WORK TO DO: Bring together all lines of the material below that contain the string "this".

SUPPLIED MATERIAL:
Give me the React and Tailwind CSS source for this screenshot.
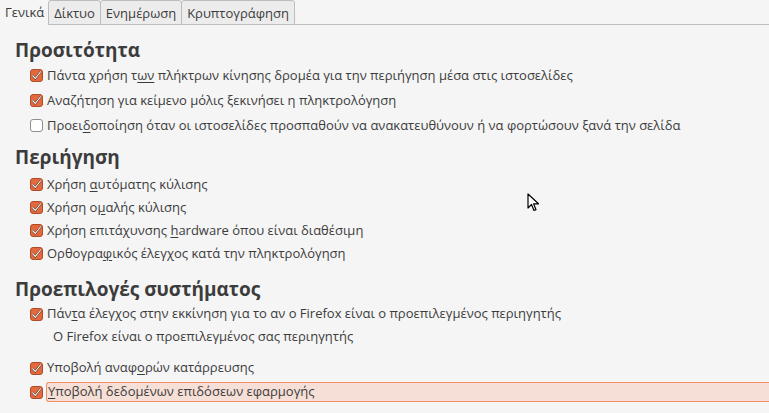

* * *

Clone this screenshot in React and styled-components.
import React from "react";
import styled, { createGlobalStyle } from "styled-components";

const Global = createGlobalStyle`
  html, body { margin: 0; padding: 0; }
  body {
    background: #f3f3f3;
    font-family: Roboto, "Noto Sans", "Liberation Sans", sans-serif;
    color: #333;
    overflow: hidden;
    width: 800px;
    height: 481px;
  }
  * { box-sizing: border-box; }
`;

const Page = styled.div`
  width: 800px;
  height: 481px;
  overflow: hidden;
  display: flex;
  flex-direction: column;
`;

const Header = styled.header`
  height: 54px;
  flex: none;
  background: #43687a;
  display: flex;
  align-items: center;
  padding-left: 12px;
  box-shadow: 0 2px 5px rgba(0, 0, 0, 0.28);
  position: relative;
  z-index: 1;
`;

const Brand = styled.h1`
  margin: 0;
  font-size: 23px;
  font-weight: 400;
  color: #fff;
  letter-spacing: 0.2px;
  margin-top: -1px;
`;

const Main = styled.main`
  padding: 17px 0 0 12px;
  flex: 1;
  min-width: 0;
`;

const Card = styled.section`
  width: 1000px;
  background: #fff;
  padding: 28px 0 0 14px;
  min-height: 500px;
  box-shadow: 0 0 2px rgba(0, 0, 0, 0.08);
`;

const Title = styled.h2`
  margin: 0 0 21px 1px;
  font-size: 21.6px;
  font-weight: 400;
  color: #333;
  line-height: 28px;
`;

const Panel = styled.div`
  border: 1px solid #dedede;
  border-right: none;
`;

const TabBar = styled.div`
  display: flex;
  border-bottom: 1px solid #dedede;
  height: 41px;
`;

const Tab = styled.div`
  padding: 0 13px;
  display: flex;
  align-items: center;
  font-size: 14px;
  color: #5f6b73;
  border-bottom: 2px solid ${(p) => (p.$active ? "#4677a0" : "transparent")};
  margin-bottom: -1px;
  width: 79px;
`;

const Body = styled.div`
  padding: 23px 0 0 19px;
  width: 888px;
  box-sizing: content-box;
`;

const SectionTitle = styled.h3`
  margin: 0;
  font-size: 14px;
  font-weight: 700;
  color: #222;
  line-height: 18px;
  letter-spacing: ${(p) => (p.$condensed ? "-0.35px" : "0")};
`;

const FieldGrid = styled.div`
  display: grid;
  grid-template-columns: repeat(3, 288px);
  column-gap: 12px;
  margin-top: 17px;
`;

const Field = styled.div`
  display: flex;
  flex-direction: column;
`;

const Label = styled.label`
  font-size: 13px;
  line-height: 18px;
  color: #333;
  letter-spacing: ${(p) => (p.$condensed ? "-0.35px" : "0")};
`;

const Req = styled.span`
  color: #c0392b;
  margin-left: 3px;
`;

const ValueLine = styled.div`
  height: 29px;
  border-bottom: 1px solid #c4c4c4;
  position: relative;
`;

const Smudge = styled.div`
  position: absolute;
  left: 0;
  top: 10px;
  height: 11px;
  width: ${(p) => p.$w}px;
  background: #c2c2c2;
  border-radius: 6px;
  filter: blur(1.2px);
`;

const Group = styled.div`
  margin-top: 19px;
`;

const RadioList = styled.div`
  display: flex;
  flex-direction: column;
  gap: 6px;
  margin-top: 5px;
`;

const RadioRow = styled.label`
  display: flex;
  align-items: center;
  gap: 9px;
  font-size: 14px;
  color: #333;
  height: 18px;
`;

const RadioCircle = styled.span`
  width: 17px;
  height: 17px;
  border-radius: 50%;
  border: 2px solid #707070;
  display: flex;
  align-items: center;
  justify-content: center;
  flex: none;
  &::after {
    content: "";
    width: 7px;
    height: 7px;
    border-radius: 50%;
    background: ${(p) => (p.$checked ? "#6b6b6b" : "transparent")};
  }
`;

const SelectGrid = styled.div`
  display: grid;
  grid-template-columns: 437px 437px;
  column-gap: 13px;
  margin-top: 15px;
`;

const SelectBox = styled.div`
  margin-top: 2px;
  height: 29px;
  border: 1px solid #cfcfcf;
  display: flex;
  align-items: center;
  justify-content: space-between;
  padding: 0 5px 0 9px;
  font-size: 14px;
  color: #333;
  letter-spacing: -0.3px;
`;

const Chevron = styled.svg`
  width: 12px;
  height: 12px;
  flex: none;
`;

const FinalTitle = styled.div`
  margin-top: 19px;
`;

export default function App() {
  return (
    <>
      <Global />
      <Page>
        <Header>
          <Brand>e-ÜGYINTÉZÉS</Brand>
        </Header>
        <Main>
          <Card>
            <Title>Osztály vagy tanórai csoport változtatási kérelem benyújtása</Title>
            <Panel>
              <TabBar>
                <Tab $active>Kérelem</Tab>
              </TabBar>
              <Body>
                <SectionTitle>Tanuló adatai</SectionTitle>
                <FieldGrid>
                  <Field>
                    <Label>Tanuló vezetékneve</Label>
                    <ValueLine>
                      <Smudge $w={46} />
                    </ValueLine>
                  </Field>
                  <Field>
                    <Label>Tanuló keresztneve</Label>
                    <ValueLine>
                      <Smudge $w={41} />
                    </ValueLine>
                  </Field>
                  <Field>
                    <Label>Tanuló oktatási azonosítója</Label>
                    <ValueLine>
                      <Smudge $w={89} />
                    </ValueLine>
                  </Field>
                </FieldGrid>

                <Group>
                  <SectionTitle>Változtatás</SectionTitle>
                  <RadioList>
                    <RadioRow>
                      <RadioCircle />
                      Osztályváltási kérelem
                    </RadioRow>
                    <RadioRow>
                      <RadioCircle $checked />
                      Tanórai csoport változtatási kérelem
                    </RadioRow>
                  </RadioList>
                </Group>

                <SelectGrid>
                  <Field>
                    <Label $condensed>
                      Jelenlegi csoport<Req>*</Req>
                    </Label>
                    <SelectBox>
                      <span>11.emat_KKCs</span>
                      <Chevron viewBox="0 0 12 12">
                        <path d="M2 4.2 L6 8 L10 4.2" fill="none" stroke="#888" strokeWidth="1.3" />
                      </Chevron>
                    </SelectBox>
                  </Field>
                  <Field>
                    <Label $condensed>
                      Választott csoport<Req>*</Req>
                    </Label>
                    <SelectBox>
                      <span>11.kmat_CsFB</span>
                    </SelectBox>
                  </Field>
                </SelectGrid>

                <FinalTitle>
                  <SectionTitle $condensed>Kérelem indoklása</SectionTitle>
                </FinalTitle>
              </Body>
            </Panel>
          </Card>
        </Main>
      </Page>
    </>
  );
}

IN RESPONSE:
Give me the React and Tailwind CSS source for this screenshot.
Clone this screenshot in React and styled-components.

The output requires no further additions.